## The task
Repeat each entry word for word. Leave any images out of the copy.
───── Task inputs
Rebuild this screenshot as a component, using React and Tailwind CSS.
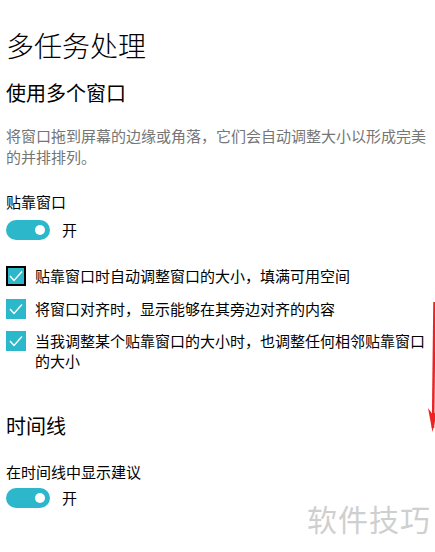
import React from "react";

const font = { fontFamily: '"Noto Sans CJK SC", "Noto Sans", sans-serif' };

const Toggle = ({ className = "" }) => (
  <div className={`flex items-center gap-[12px] ${className}`}>
    <div className="flex h-[20px] w-[44px] items-center justify-end rounded-full bg-[#2db7cb] pr-[5px]">
      <div className="h-[10px] w-[10px] rounded-full bg-white" />
    </div>
    <span className="text-[15px] leading-[20px] text-black">开</span>
  </div>
);

const Check = ({ focused, children, className = "" }) => (
  <div className={`flex items-start gap-[9px] ${className}`}>
    <div
      className={`flex h-[20px] w-[20px] shrink-0 items-center justify-center bg-[#2db7cb] ${
        focused ? "border-2 border-black" : ""
      }`}
    >
      <svg width="20" height="20" viewBox="0 0 20 20" className={focused ? "-m-[2px]" : ""}>
        <polyline points="4,10 8,14.5 16,5.5" fill="none" stroke="white" strokeWidth="1.4" />
      </svg>
    </div>
    <p className="max-w-[395px] text-[15px] leading-[20px] text-black">{children}</p>
  </div>
);

export default function App() {
  return (
    <div className="relative h-[552px] w-[435px] overflow-hidden bg-white pl-[6px]" style={font}>
      <h1 className="pt-[27px] text-[28px] font-light leading-[36px] text-black">多任务处理</h1>
      <h2 className="mt-[16px] text-[20px] leading-[28px] text-black">使用多个窗口</h2>
      <p className="mt-[18px] text-[15px] leading-[21px] text-[#757575]">
        将窗口拖到屏幕的边缘或角落，它们会自动调整大小以形成完美的并排排列。
      </p>
      <p className="mt-[24px] text-[15px] leading-[21px] text-black">贴靠窗口</p>
      <Toggle className="mt-[8px]" />

      <Check focused className="mt-[26px]">
        贴靠窗口时自动调整窗口的大小，填满可用空间
      </Check>
      <Check className="mt-[13px]">将窗口对齐时，显示能够在其旁边对齐的内容</Check>
      <Check className="mt-[12px]">
        当我调整某个贴靠窗口的大小时，也调整任何相邻贴靠窗口的大小
      </Check>

      <h2 className="mt-[41px] text-[20px] leading-[28px] text-black">时间线</h2>
      <p className="mt-[21px] text-[15px] leading-[21px] text-black">在时间线中显示建议</p>
      <Toggle className="mt-[6px]" />

      {/* watermark */}
      <div className="absolute left-[307px] top-[500px] text-[30px] leading-[36px] tracking-[1px] text-[#cfcfcf]">
        软件技巧
      </div>

      {/* red annotation arrow */}
      <svg className="absolute left-[415px] top-[290px]" width="20" height="150" viewBox="0 0 20 150">
        <line x1="19.5" y1="12" x2="18" y2="138" stroke="#ee2222" strokeWidth="2.5" />
        <polygon points="13,118 17.5,142 23,118 18,125" fill="#ee2222" />
      </svg>
    </div>
  );
}
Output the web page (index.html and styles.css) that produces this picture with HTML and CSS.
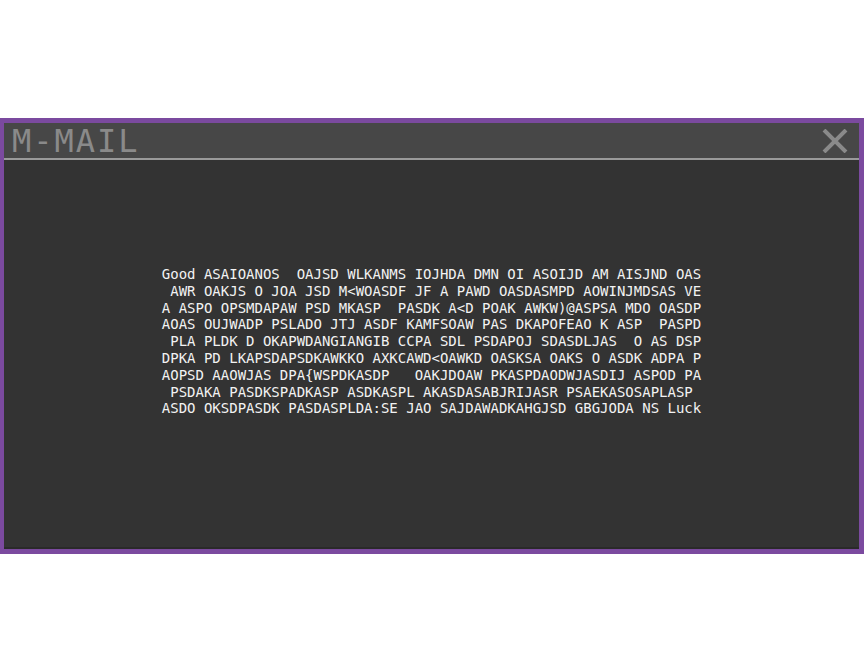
──────────
## Written answer
Rebuild this screenshot as a component, using React and Tailwind CSS.
import React from "react";

const font = { fontFamily: '"Noto Sans CJK SC", "Noto Sans", sans-serif' };

const Toggle = ({ className = "" }) => (
  <div className={`flex items-center gap-[12px] ${className}`}>
    <div className="flex h-[20px] w-[44px] items-center justify-end rounded-full bg-[#2db7cb] pr-[5px]">
      <div className="h-[10px] w-[10px] rounded-full bg-white" />
    </div>
    <span className="text-[15px] leading-[20px] text-black">开</span>
  </div>
);

const Check = ({ focused, children, className = "" }) => (
  <div className={`flex items-start gap-[9px] ${className}`}>
    <div
      className={`flex h-[20px] w-[20px] shrink-0 items-center justify-center bg-[#2db7cb] ${
        focused ? "border-2 border-black" : ""
      }`}
    >
      <svg width="20" height="20" viewBox="0 0 20 20" className={focused ? "-m-[2px]" : ""}>
        <polyline points="4,10 8,14.5 16,5.5" fill="none" stroke="white" strokeWidth="1.4" />
      </svg>
    </div>
    <p className="max-w-[395px] text-[15px] leading-[20px] text-black">{children}</p>
  </div>
);

export default function App() {
  return (
    <div className="relative h-[552px] w-[435px] overflow-hidden bg-white pl-[6px]" style={font}>
      <h1 className="pt-[27px] text-[28px] font-light leading-[36px] text-black">多任务处理</h1>
      <h2 className="mt-[16px] text-[20px] leading-[28px] text-black">使用多个窗口</h2>
      <p className="mt-[18px] text-[15px] leading-[21px] text-[#757575]">
        将窗口拖到屏幕的边缘或角落，它们会自动调整大小以形成完美的并排排列。
      </p>
      <p className="mt-[24px] text-[15px] leading-[21px] text-black">贴靠窗口</p>
      <Toggle className="mt-[8px]" />

      <Check focused className="mt-[26px]">
        贴靠窗口时自动调整窗口的大小，填满可用空间
      </Check>
      <Check className="mt-[13px]">将窗口对齐时，显示能够在其旁边对齐的内容</Check>
      <Check className="mt-[12px]">
        当我调整某个贴靠窗口的大小时，也调整任何相邻贴靠窗口的大小
      </Check>

      <h2 className="mt-[41px] text-[20px] leading-[28px] text-black">时间线</h2>
      <p className="mt-[21px] text-[15px] leading-[21px] text-black">在时间线中显示建议</p>
      <Toggle className="mt-[6px]" />

      {/* watermark */}
      <div className="absolute left-[307px] top-[500px] text-[30px] leading-[36px] tracking-[1px] text-[#cfcfcf]">
        软件技巧
      </div>

      {/* red annotation arrow */}
      <svg className="absolute left-[415px] top-[290px]" width="20" height="150" viewBox="0 0 20 150">
        <line x1="19.5" y1="12" x2="18" y2="138" stroke="#ee2222" strokeWidth="2.5" />
        <polygon points="13,118 17.5,142 23,118 18,125" fill="#ee2222" />
      </svg>
    </div>
  );
}
Output the web page (index.html and styles.css) that produces this picture with HTML and CSS.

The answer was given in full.